● Goal:
The records that follow are to be repeated exactly, with the pictures removed.

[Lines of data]
▼

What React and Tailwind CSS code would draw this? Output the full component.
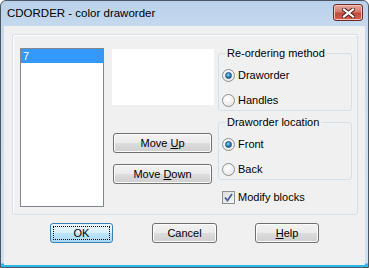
const font = { fontFamily: '"Liberation Sans", Arial, sans-serif' }

function Btn({ children, className = "", isDefault = false }) {
  return (
    <div
      className={
        "flex items-center justify-center h-[20px] rounded-[3px] border text-[11px] text-black " +
        (isDefault
          ? "border-[#3c7fb1] bg-[linear-gradient(to_bottom,#eaf6fd_0%,#d9f0fc_50%,#bee6fd_50%,#a7d9f5_100%)] p-[2px] "
          : "border-[#707070] bg-[linear-gradient(to_bottom,#f2f2f2_0%,#ebebeb_50%,#dddddd_50%,#cfcfcf_100%)] shadow-[inset_0_0_0_1px_#fcfcfc] ") +
        className
      }
    >
      {isDefault ? (
        <div className="w-full h-full flex items-center justify-center border border-dotted border-black">
          {children}
        </div>
      ) : (
        children
      )}
    </div>
  )
}

function Radio({ checked, label }) {
  return (
    <div className="flex items-center h-[13px] ml-[3px]">
      <div className="w-[13px] h-[13px] rounded-full border border-[#8e8f8f] bg-[radial-gradient(circle_at_40%_35%,#ffffff,#e2e2e2)] flex items-center justify-center">
        {checked && (
          <div className="w-[7px] h-[7px] rounded-full bg-[radial-gradient(circle_at_40%_35%,#7fd0f8,#1a6aa0_70%,#0e4a78)] border border-[#1b5480]" />
        )}
      </div>
      <span className="ml-[3px] text-[11px] leading-[13px] text-black">{label}</span>
    </div>
  )
}

function Group({ label, children, className = "" }) {
  return (
    <fieldset className={"border border-[#d5dfe5] rounded-[3px] px-[0px] " + className}>
      <legend className="ml-[6px] px-[2px] text-[11px] leading-[13px] text-black">{label}</legend>
      {children}
    </fieldset>
  )
}

export default function App() {
  return (
    <div
      className="w-[369px] h-[268px] border border-[#4b5663] rounded-t-[6px] overflow-hidden flex flex-col bg-[linear-gradient(to_bottom,#b9d1ea_0px,#c6d9ee_26px,#cfe0f2_200px,#cfe0f2_262px,#2fb6e8_263px)]"
      style={font}
    >
      <div className="h-[25px] flex items-center justify-between shrink-0">
        <span className="ml-[6px] text-[11.5px] text-black">CDORDER - color draworder</span>
        <div className="mr-[5px] mt-[-2px] w-[30px] h-[17px] rounded-[3px] border border-[#6d2a26] bg-[linear-gradient(to_bottom,#e8a89c_0%,#d47a6c_45%,#c14a3a_55%,#d3604c_100%)] flex items-center justify-center shadow-[inset_0_0_0_1px_#f0c4bc]">
          <svg width="13" height="10" viewBox="0 0 13 10">
            <path d="M2 1.5 L11 8.5 M11 1.5 L2 8.5" stroke="#4a1c18" strokeWidth="4" strokeLinecap="square" />
            <path d="M2 1.5 L11 8.5 M11 1.5 L2 8.5" stroke="#ffffff" strokeWidth="2.2" strokeLinecap="square" />
          </svg>
        </div>
      </div>
      <div className="flex-1 mx-[3px] mb-[2px] bg-[#f0f0f0] flex flex-col">
        <div className="ml-[8px] mt-[8px] w-[346px] h-[181px] border border-[#d5dfe5] rounded-[3px] shadow-[inset_1px_1px_0_#fff] flex pl-[7px] pt-[13px]">
          <div className="w-[84px] h-[159px] border border-[#828790] bg-white">
            <div className="h-[14px] bg-[#3399ff] text-white text-[11px] leading-[14px] pl-[2px]">7</div>
          </div>
          <div className="ml-[8px] w-[102px] flex flex-col">
            <div className="h-[56px] bg-white mt-[1px]" />
            <Btn className="ml-[1px] w-[99px] mt-[28px]">
              <span>Move <u>U</u>p</span>
            </Btn>
            <Btn className="ml-[1px] w-[99px] mt-[11px]">
              <span>Move <u>D</u>own</span>
            </Btn>
          </div>
          <div className="ml-[4px] w-[134px] flex flex-col mt-[-1px]">
            <Group label="Re-ordering method" className="h-[64px]">
              <div className="pt-[9px] flex flex-col gap-[12px]">
                <Radio checked label="Draworder" />
                <Radio label="Handles" />
              </div>
            </Group>
            <Group label="Draworder location" className="h-[64px] mt-[5px]">
              <div className="pt-[9px] flex flex-col gap-[12px]">
                <Radio checked label="Front" />
                <Radio label="Back" />
              </div>
            </Group>
            <div className="flex items-center mt-[11px] ml-[4px]">
              <div className="w-[13px] h-[13px] border border-[#8e8f8f] bg-[linear-gradient(135deg,#dcdcdc,#f6f6f6)] flex items-center justify-center">
                <svg width="9" height="9" viewBox="0 0 9 9">
                  <path d="M1 4.5 L3.5 7.5 L8 1" stroke="#4a5f97" strokeWidth="1.8" fill="none" />
                </svg>
              </div>
              <span className="ml-[3px] text-[11px] leading-[13px] text-black">Modify blocks</span>
            </div>
          </div>
        </div>
        <div className="flex mt-[8px] ml-[46px]">
          <Btn isDefault className="w-[63px]">OK</Btn>
          <Btn className="w-[65px] ml-[39px]">Cancel</Btn>
          <Btn className="w-[64px] ml-[38px]">
            <span><u>H</u>elp</span>
          </Btn>
        </div>
      </div>
    </div>
  )
}
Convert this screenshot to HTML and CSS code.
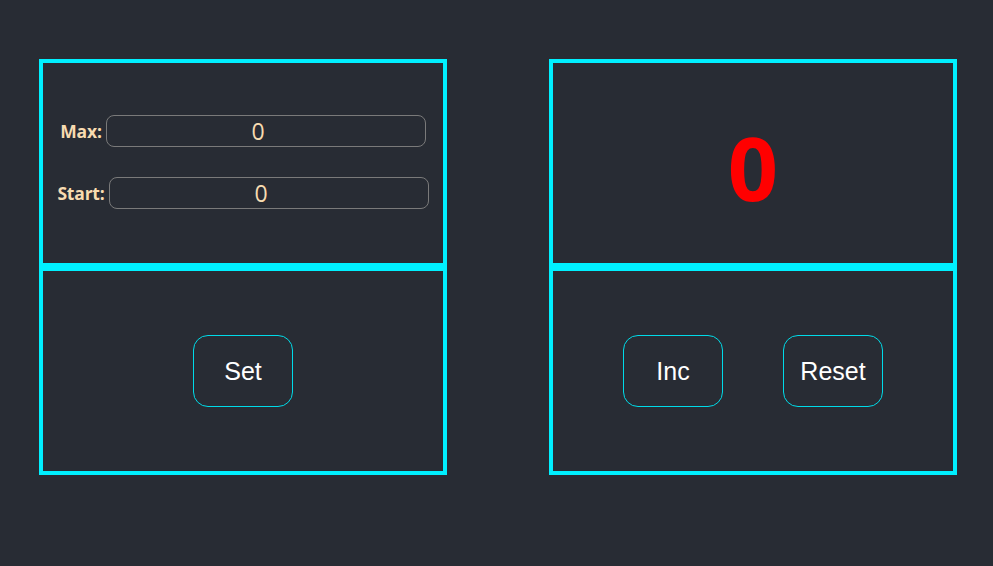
FILE: index.html
```html
<!DOCTYPE html>
<html>
<head>
<meta charset="utf-8">
<link rel="stylesheet" href="styles.css">
</head>
<body>
<div class="app">
  <div class="counter">
    <div class="box settings">
      <div class="field">
        <label class="label">Max:</label>
        <input class="input" type="number" value="0">
      </div>
      <div class="field">
        <label class="label">Start:</label>
        <input class="input" type="number" value="0">
      </div>
    </div>
    <div class="box controls">
      <button class="btn">Set</button>
    </div>
  </div>
  <div class="counter">
    <div class="box display">
      <span class="value">0</span>
    </div>
    <div class="box controls">
      <button class="btn">Inc</button>
      <button class="btn">Reset</button>
    </div>
  </div>
</div>
</body>
</html>
```

FILE: styles.css
```css
html, body {
  margin: 0;
  padding: 0;
  background: #282c34;
  height: 100%;
}

.app {
  display: flex;
  gap: 102px;
  padding: 59px 0 0 39px;
}

.counter {
  display: flex;
  flex-direction: column;
}

.box {
  width: 400px;
  height: 200px;
  border: 4px solid #00f0ff;
  display: flex;
  align-items: center;
  justify-content: center;
}

.settings {
  flex-direction: column;
  gap: 30px;
  padding-bottom: 2px;
  box-sizing: content-box;
  height: 198px;
}

.field {
  display: flex;
  align-items: center;
  gap: 4px;
}

.label {
  font-family: "Open Sans", "Noto Sans", sans-serif;
  font-weight: 700;
  font-size: 17.5px;
  letter-spacing: -0.2px;
  color: #f7dbb0;
}

.input {
  box-sizing: border-box;
  width: 320px;
  height: 32px;
  border: 1px solid #7a7a7a;
  border-radius: 8px;
  background: transparent;
  color: #f7dbb0;
  font-family: "Open Sans", "Noto Sans", sans-serif;
  font-size: 23px;
  text-align: center;
  padding: 0 15px 0 0;
  outline: none;
  -moz-appearance: textfield;
}

.input::-webkit-outer-spin-button,
.input::-webkit-inner-spin-button {
  -webkit-appearance: none;
  margin: 0;
}

.value {
  font-family: "Open Sans", "Noto Sans", sans-serif;
  font-weight: 700;
  font-size: 88px;
  color: #ff0000;
  line-height: 1;
  padding-top: 8px;
}

.controls {
  gap: 60px;
}

.btn {
  box-sizing: border-box;
  width: 100px;
  height: 72px;
  border: 1px solid #00dbe8;
  border-radius: 15px;
  background: transparent;
  color: #ffffff;
  font-family: "Liberation Sans", Arial, sans-serif;
  font-size: 25px;
  padding: 0;
}
```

▲

● Response below:
What React and Tailwind CSS code would draw this? Output the full component.
const font = { fontFamily: '"Liberation Sans", Arial, sans-serif' }

function Btn({ children, className = "", isDefault = false }) {
  return (
    <div
      className={
        "flex items-center justify-center h-[20px] rounded-[3px] border text-[11px] text-black " +
        (isDefault
          ? "border-[#3c7fb1] bg-[linear-gradient(to_bottom,#eaf6fd_0%,#d9f0fc_50%,#bee6fd_50%,#a7d9f5_100%)] p-[2px] "
          : "border-[#707070] bg-[linear-gradient(to_bottom,#f2f2f2_0%,#ebebeb_50%,#dddddd_50%,#cfcfcf_100%)] shadow-[inset_0_0_0_1px_#fcfcfc] ") +
        className
      }
    >
      {isDefault ? (
        <div className="w-full h-full flex items-center justify-center border border-dotted border-black">
          {children}
        </div>
      ) : (
        children
      )}
    </div>
  )
}

function Radio({ checked, label }) {
  return (
    <div className="flex items-center h-[13px] ml-[3px]">
      <div className="w-[13px] h-[13px] rounded-full border border-[#8e8f8f] bg-[radial-gradient(circle_at_40%_35%,#ffffff,#e2e2e2)] flex items-center justify-center">
        {checked && (
          <div className="w-[7px] h-[7px] rounded-full bg-[radial-gradient(circle_at_40%_35%,#7fd0f8,#1a6aa0_70%,#0e4a78)] border border-[#1b5480]" />
        )}
      </div>
      <span className="ml-[3px] text-[11px] leading-[13px] text-black">{label}</span>
    </div>
  )
}

function Group({ label, children, className = "" }) {
  return (
    <fieldset className={"border border-[#d5dfe5] rounded-[3px] px-[0px] " + className}>
      <legend className="ml-[6px] px-[2px] text-[11px] leading-[13px] text-black">{label}</legend>
      {children}
    </fieldset>
  )
}

export default function App() {
  return (
    <div
      className="w-[369px] h-[268px] border border-[#4b5663] rounded-t-[6px] overflow-hidden flex flex-col bg-[linear-gradient(to_bottom,#b9d1ea_0px,#c6d9ee_26px,#cfe0f2_200px,#cfe0f2_262px,#2fb6e8_263px)]"
      style={font}
    >
      <div className="h-[25px] flex items-center justify-between shrink-0">
        <span className="ml-[6px] text-[11.5px] text-black">CDORDER - color draworder</span>
        <div className="mr-[5px] mt-[-2px] w-[30px] h-[17px] rounded-[3px] border border-[#6d2a26] bg-[linear-gradient(to_bottom,#e8a89c_0%,#d47a6c_45%,#c14a3a_55%,#d3604c_100%)] flex items-center justify-center shadow-[inset_0_0_0_1px_#f0c4bc]">
          <svg width="13" height="10" viewBox="0 0 13 10">
            <path d="M2 1.5 L11 8.5 M11 1.5 L2 8.5" stroke="#4a1c18" strokeWidth="4" strokeLinecap="square" />
            <path d="M2 1.5 L11 8.5 M11 1.5 L2 8.5" stroke="#ffffff" strokeWidth="2.2" strokeLinecap="square" />
          </svg>
        </div>
      </div>
      <div className="flex-1 mx-[3px] mb-[2px] bg-[#f0f0f0] flex flex-col">
        <div className="ml-[8px] mt-[8px] w-[346px] h-[181px] border border-[#d5dfe5] rounded-[3px] shadow-[inset_1px_1px_0_#fff] flex pl-[7px] pt-[13px]">
          <div className="w-[84px] h-[159px] border border-[#828790] bg-white">
            <div className="h-[14px] bg-[#3399ff] text-white text-[11px] leading-[14px] pl-[2px]">7</div>
          </div>
          <div className="ml-[8px] w-[102px] flex flex-col">
            <div className="h-[56px] bg-white mt-[1px]" />
            <Btn className="ml-[1px] w-[99px] mt-[28px]">
              <span>Move <u>U</u>p</span>
            </Btn>
            <Btn className="ml-[1px] w-[99px] mt-[11px]">
              <span>Move <u>D</u>own</span>
            </Btn>
          </div>
          <div className="ml-[4px] w-[134px] flex flex-col mt-[-1px]">
            <Group label="Re-ordering method" className="h-[64px]">
              <div className="pt-[9px] flex flex-col gap-[12px]">
                <Radio checked label="Draworder" />
                <Radio label="Handles" />
              </div>
            </Group>
            <Group label="Draworder location" className="h-[64px] mt-[5px]">
              <div className="pt-[9px] flex flex-col gap-[12px]">
                <Radio checked label="Front" />
                <Radio label="Back" />
              </div>
            </Group>
            <div className="flex items-center mt-[11px] ml-[4px]">
              <div className="w-[13px] h-[13px] border border-[#8e8f8f] bg-[linear-gradient(135deg,#dcdcdc,#f6f6f6)] flex items-center justify-center">
                <svg width="9" height="9" viewBox="0 0 9 9">
                  <path d="M1 4.5 L3.5 7.5 L8 1" stroke="#4a5f97" strokeWidth="1.8" fill="none" />
                </svg>
              </div>
              <span className="ml-[3px] text-[11px] leading-[13px] text-black">Modify blocks</span>
            </div>
          </div>
        </div>
        <div className="flex mt-[8px] ml-[46px]">
          <Btn isDefault className="w-[63px]">OK</Btn>
          <Btn className="w-[65px] ml-[39px]">Cancel</Btn>
          <Btn className="w-[64px] ml-[38px]">
            <span><u>H</u>elp</span>
          </Btn>
        </div>
      </div>
    </div>
  )
}
Convert this screenshot to HTML and CSS code.
FILE: index.html
```html
<!DOCTYPE html>
<html>
<head>
<meta charset="utf-8">
<link rel="stylesheet" href="styles.css">
</head>
<body>
<div class="app">
  <div class="counter">
    <div class="box settings">
      <div class="field">
        <label class="label">Max:</label>
        <input class="input" type="number" value="0">
      </div>
      <div class="field">
        <label class="label">Start:</label>
        <input class="input" type="number" value="0">
      </div>
    </div>
    <div class="box controls">
      <button class="btn">Set</button>
    </div>
  </div>
  <div class="counter">
    <div class="box display">
      <span class="value">0</span>
    </div>
    <div class="box controls">
      <button class="btn">Inc</button>
      <button class="btn">Reset</button>
    </div>
  </div>
</div>
</body>
</html>
```

FILE: styles.css
```css
html, body {
  margin: 0;
  padding: 0;
  background: #282c34;
  height: 100%;
}

.app {
  display: flex;
  gap: 102px;
  padding: 59px 0 0 39px;
}

.counter {
  display: flex;
  flex-direction: column;
}

.box {
  width: 400px;
  height: 200px;
  border: 4px solid #00f0ff;
  display: flex;
  align-items: center;
  justify-content: center;
}

.settings {
  flex-direction: column;
  gap: 30px;
  padding-bottom: 2px;
  box-sizing: content-box;
  height: 198px;
}

.field {
  display: flex;
  align-items: center;
  gap: 4px;
}

.label {
  font-family: "Open Sans", "Noto Sans", sans-serif;
  font-weight: 700;
  font-size: 17.5px;
  letter-spacing: -0.2px;
  color: #f7dbb0;
}

.input {
  box-sizing: border-box;
  width: 320px;
  height: 32px;
  border: 1px solid #7a7a7a;
  border-radius: 8px;
  background: transparent;
  color: #f7dbb0;
  font-family: "Open Sans", "Noto Sans", sans-serif;
  font-size: 23px;
  text-align: center;
  padding: 0 15px 0 0;
  outline: none;
  -moz-appearance: textfield;
}

.input::-webkit-outer-spin-button,
.input::-webkit-inner-spin-button {
  -webkit-appearance: none;
  margin: 0;
}

.value {
  font-family: "Open Sans", "Noto Sans", sans-serif;
  font-weight: 700;
  font-size: 88px;
  color: #ff0000;
  line-height: 1;
  padding-top: 8px;
}

.controls {
  gap: 60px;
}

.btn {
  box-sizing: border-box;
  width: 100px;
  height: 72px;
  border: 1px solid #00dbe8;
  border-radius: 15px;
  background: transparent;
  color: #ffffff;
  font-family: "Liberation Sans", Arial, sans-serif;
  font-size: 25px;
  padding: 0;
}
```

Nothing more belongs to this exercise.